Without the pictures, write out all the lines below exactly as they appear.

DATA SHOWN
______

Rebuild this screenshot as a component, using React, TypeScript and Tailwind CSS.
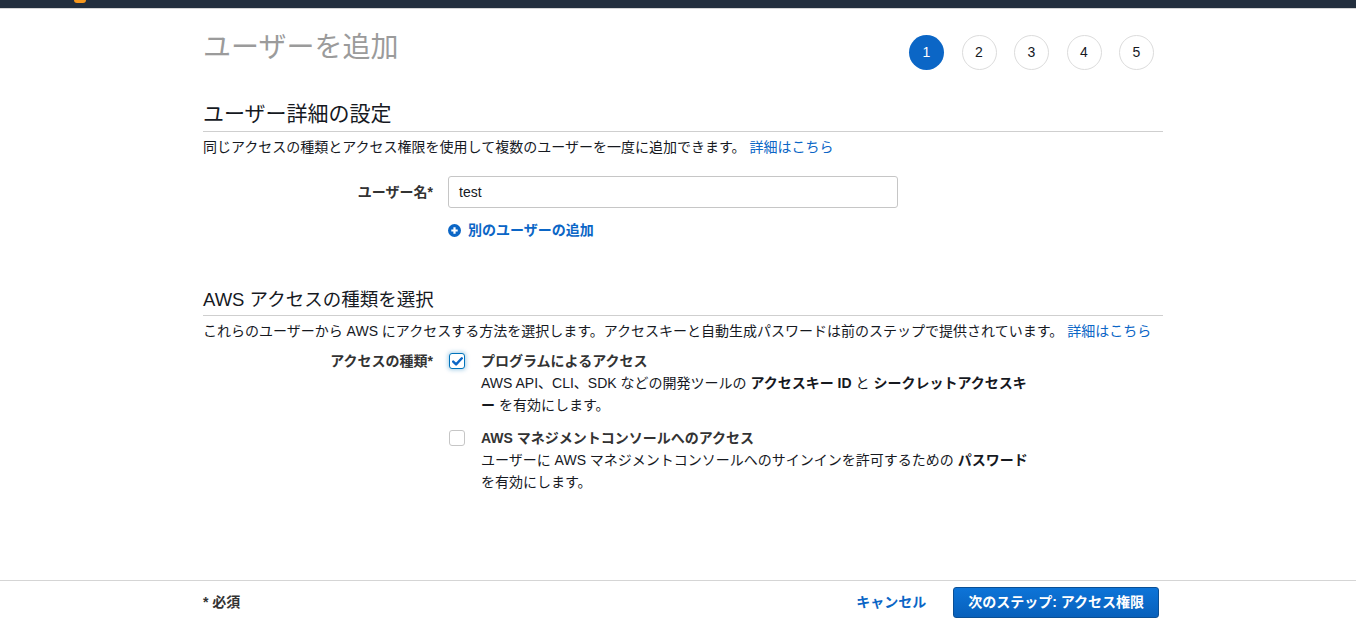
import React from 'react';

const font = { fontFamily: '"Liberation Sans", "Noto Sans CJK JP", sans-serif' };

const Step = ({ n, active }: { n: number; active?: boolean }) => (
  <div
    className={`w-[35px] h-[35px] rounded-full flex items-center justify-center text-[14px] ${
      active ? 'bg-[#0b66c6] text-white' : 'border border-[#dcdcdc] text-[#16191f] bg-white'
    }`}
  >
    {n}
  </div>
);

const Check = ({ checked }: { checked?: boolean }) =>
  checked ? (
    <div className="w-[16px] h-[16px] rounded-[3px] border border-[#0073bb] bg-white flex items-center justify-center shadow-[0_0_4px_1px_rgba(0,115,187,0.35)]">
      <svg width="11" height="9" viewBox="0 0 11 9">
        <path d="M1.2 4.6 L4.1 7.4 L9.8 1.3" fill="none" stroke="#0b66c6" strokeWidth="2.4" strokeLinecap="round" strokeLinejoin="round" />
      </svg>
    </div>
  ) : (
    <div className="w-[16px] h-[16px] rounded-[3px] border border-[#c6c6c6] bg-white" />
  );

export default function App() {
  return (
    <div className="h-[624px] flex flex-col bg-white text-[#16191f]" style={font}>
      {/* top bar */}
      <div className="h-[9px] bg-[#232f3e] border-b border-[#d5d5d5] relative">
        <div className="absolute left-[74px] top-0 w-[12px] h-[3px] rounded-b-full bg-[#f7981d]" />
      </div>

      <div className="flex-1 pl-[203px]">
        <div className="w-[960px]">
          <div className="flex justify-between items-start">
            <h1 className="mt-[22px] text-[28px] leading-[34px] text-[#9b9b9b]">ユーザーを追加</h1>
            <div className="flex gap-[17.5px] mt-[26px] mr-[9px]">
              <Step n={1} active />
              <Step n={2} />
              <Step n={3} />
              <Step n={4} />
              <Step n={5} />
            </div>
          </div>

          <h2 className="mt-[30px] text-[21px] leading-[28px] pb-[3px] border-b border-[#cfcfcf]">ユーザー詳細の設定</h2>
          <p className="mt-[5px] text-[14px] leading-[20px]">
            同じアクセスの種類とアクセス権限を使用して複数のユーザーを一度に追加できます。{' '}
            <span className="text-[#0b66c6]">詳細はこちら</span>
          </p>

          <div className="flex items-center mt-[19px]">
            <div className="w-[230px] text-right font-bold text-[14px] text-[#333]">ユーザー名*</div>
            <div className="ml-[15px] w-[450px] h-[32px] border border-[#c6c6c6] rounded-[3px] flex items-center px-[10px] text-[14px]">
              test
            </div>
          </div>
          <div className="ml-[245px] mt-[12px] flex items-center gap-[7px] text-[14px] font-bold text-[#0b66c6]">
            <svg width="13" height="13" viewBox="0 0 13 13">
              <circle cx="6.5" cy="6.5" r="6.5" fill="#0b66c6" />
              <path d="M6.5 3.3 V9.7 M3.3 6.5 H9.7" stroke="white" strokeWidth="2.2" />
            </svg>
            <span>別のユーザーの追加</span>
          </div>

          <h2 className="mt-[46px] text-[18.5px] leading-[26px] pb-[2px] border-b border-[#cfcfcf]">AWS アクセスの種類を選択</h2>
          <p className="mt-[5px] text-[14px] leading-[20px]">
            これらのユーザーから AWS にアクセスする方法を選択します。アクセスキーと自動生成パスワードは前のステップで提供されています。{' '}
            <span className="text-[#0b66c6]">詳細はこちら</span>
          </p>

          <div className="flex mt-[9px]">
            <div className="w-[230px] text-right font-bold text-[14px] leading-[22px] text-[#333]">アクセスの種類*</div>
            <div className="ml-[16px] flex flex-col gap-[11px]">
              <div className="flex">
                <div className="pt-[3px]"><Check checked /></div>
                <div className="ml-[16px] w-[548px] text-[14px] leading-[22px]">
                  <div className="font-bold text-[#333]">プログラムによるアクセス</div>
                  <div>
                    AWS API、CLI、SDK などの開発ツールの <b>アクセスキー ID</b> と <b>シークレットアクセスキー</b> を有効にします。
                  </div>
                </div>
              </div>
              <div className="flex">
                <div className="pt-[3px]"><Check /></div>
                <div className="ml-[16px] w-[548px] text-[14px] leading-[22px]">
                  <div className="font-bold text-[#333]">AWS マネジメントコンソールへのアクセス</div>
                  <div>
                    ユーザーに AWS マネジメントコンソールへのサインインを許可するための <b>パスワード</b> を有効にします。
                  </div>
                </div>
              </div>
            </div>
          </div>
        </div>
      </div>

      <div className="h-[44px] border-t border-[#d5d5d5] flex items-center pl-[203px]">
        <div className="w-[956px] flex items-center justify-between">
          <div className="text-[14px] font-bold text-[#333]">* 必須</div>
          <div className="flex items-center gap-[27px]">
            <span className="text-[14px] font-bold text-[#0b66c6]">キャンセル</span>
            <button className="h-[31px] px-[14px] rounded-[3px] border border-[#0a4f95] bg-gradient-to-b from-[#0d74d8] to-[#0860bb] text-white text-[14px] font-bold">
              次のステップ: アクセス権限
            </button>
          </div>
        </div>
      </div>
    </div>
  );
}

______

CORRECT RESULT
Rebuild this screenshot as a component, using React, TypeScript and Tailwind CSS.
import React from 'react';

const font = { fontFamily: '"Liberation Sans", "Noto Sans CJK JP", sans-serif' };

const Step = ({ n, active }: { n: number; active?: boolean }) => (
  <div
    className={`w-[35px] h-[35px] rounded-full flex items-center justify-center text-[14px] ${
      active ? 'bg-[#0b66c6] text-white' : 'border border-[#dcdcdc] text-[#16191f] bg-white'
    }`}
  >
    {n}
  </div>
);

const Check = ({ checked }: { checked?: boolean }) =>
  checked ? (
    <div className="w-[16px] h-[16px] rounded-[3px] border border-[#0073bb] bg-white flex items-center justify-center shadow-[0_0_4px_1px_rgba(0,115,187,0.35)]">
      <svg width="11" height="9" viewBox="0 0 11 9">
        <path d="M1.2 4.6 L4.1 7.4 L9.8 1.3" fill="none" stroke="#0b66c6" strokeWidth="2.4" strokeLinecap="round" strokeLinejoin="round" />
      </svg>
    </div>
  ) : (
    <div className="w-[16px] h-[16px] rounded-[3px] border border-[#c6c6c6] bg-white" />
  );

export default function App() {
  return (
    <div className="h-[624px] flex flex-col bg-white text-[#16191f]" style={font}>
      {/* top bar */}
      <div className="h-[9px] bg-[#232f3e] border-b border-[#d5d5d5] relative">
        <div className="absolute left-[74px] top-0 w-[12px] h-[3px] rounded-b-full bg-[#f7981d]" />
      </div>

      <div className="flex-1 pl-[203px]">
        <div className="w-[960px]">
          <div className="flex justify-between items-start">
            <h1 className="mt-[22px] text-[28px] leading-[34px] text-[#9b9b9b]">ユーザーを追加</h1>
            <div className="flex gap-[17.5px] mt-[26px] mr-[9px]">
              <Step n={1} active />
              <Step n={2} />
              <Step n={3} />
              <Step n={4} />
              <Step n={5} />
            </div>
          </div>

          <h2 className="mt-[30px] text-[21px] leading-[28px] pb-[3px] border-b border-[#cfcfcf]">ユーザー詳細の設定</h2>
          <p className="mt-[5px] text-[14px] leading-[20px]">
            同じアクセスの種類とアクセス権限を使用して複数のユーザーを一度に追加できます。{' '}
            <span className="text-[#0b66c6]">詳細はこちら</span>
          </p>

          <div className="flex items-center mt-[19px]">
            <div className="w-[230px] text-right font-bold text-[14px] text-[#333]">ユーザー名*</div>
            <div className="ml-[15px] w-[450px] h-[32px] border border-[#c6c6c6] rounded-[3px] flex items-center px-[10px] text-[14px]">
              test
            </div>
          </div>
          <div className="ml-[245px] mt-[12px] flex items-center gap-[7px] text-[14px] font-bold text-[#0b66c6]">
            <svg width="13" height="13" viewBox="0 0 13 13">
              <circle cx="6.5" cy="6.5" r="6.5" fill="#0b66c6" />
              <path d="M6.5 3.3 V9.7 M3.3 6.5 H9.7" stroke="white" strokeWidth="2.2" />
            </svg>
            <span>別のユーザーの追加</span>
          </div>

          <h2 className="mt-[46px] text-[18.5px] leading-[26px] pb-[2px] border-b border-[#cfcfcf]">AWS アクセスの種類を選択</h2>
          <p className="mt-[5px] text-[14px] leading-[20px]">
            これらのユーザーから AWS にアクセスする方法を選択します。アクセスキーと自動生成パスワードは前のステップで提供されています。{' '}
            <span className="text-[#0b66c6]">詳細はこちら</span>
          </p>

          <div className="flex mt-[9px]">
            <div className="w-[230px] text-right font-bold text-[14px] leading-[22px] text-[#333]">アクセスの種類*</div>
            <div className="ml-[16px] flex flex-col gap-[11px]">
              <div className="flex">
                <div className="pt-[3px]"><Check checked /></div>
                <div className="ml-[16px] w-[548px] text-[14px] leading-[22px]">
                  <div className="font-bold text-[#333]">プログラムによるアクセス</div>
                  <div>
                    AWS API、CLI、SDK などの開発ツールの <b>アクセスキー ID</b> と <b>シークレットアクセスキー</b> を有効にします。
                  </div>
                </div>
              </div>
              <div className="flex">
                <div className="pt-[3px]"><Check /></div>
                <div className="ml-[16px] w-[548px] text-[14px] leading-[22px]">
                  <div className="font-bold text-[#333]">AWS マネジメントコンソールへのアクセス</div>
                  <div>
                    ユーザーに AWS マネジメントコンソールへのサインインを許可するための <b>パスワード</b> を有効にします。
                  </div>
                </div>
              </div>
            </div>
          </div>
        </div>
      </div>

      <div className="h-[44px] border-t border-[#d5d5d5] flex items-center pl-[203px]">
        <div className="w-[956px] flex items-center justify-between">
          <div className="text-[14px] font-bold text-[#333]">* 必須</div>
          <div className="flex items-center gap-[27px]">
            <span className="text-[14px] font-bold text-[#0b66c6]">キャンセル</span>
            <button className="h-[31px] px-[14px] rounded-[3px] border border-[#0a4f95] bg-gradient-to-b from-[#0d74d8] to-[#0860bb] text-white text-[14px] font-bold">
              次のステップ: アクセス権限
            </button>
          </div>
        </div>
      </div>
    </div>
  );
}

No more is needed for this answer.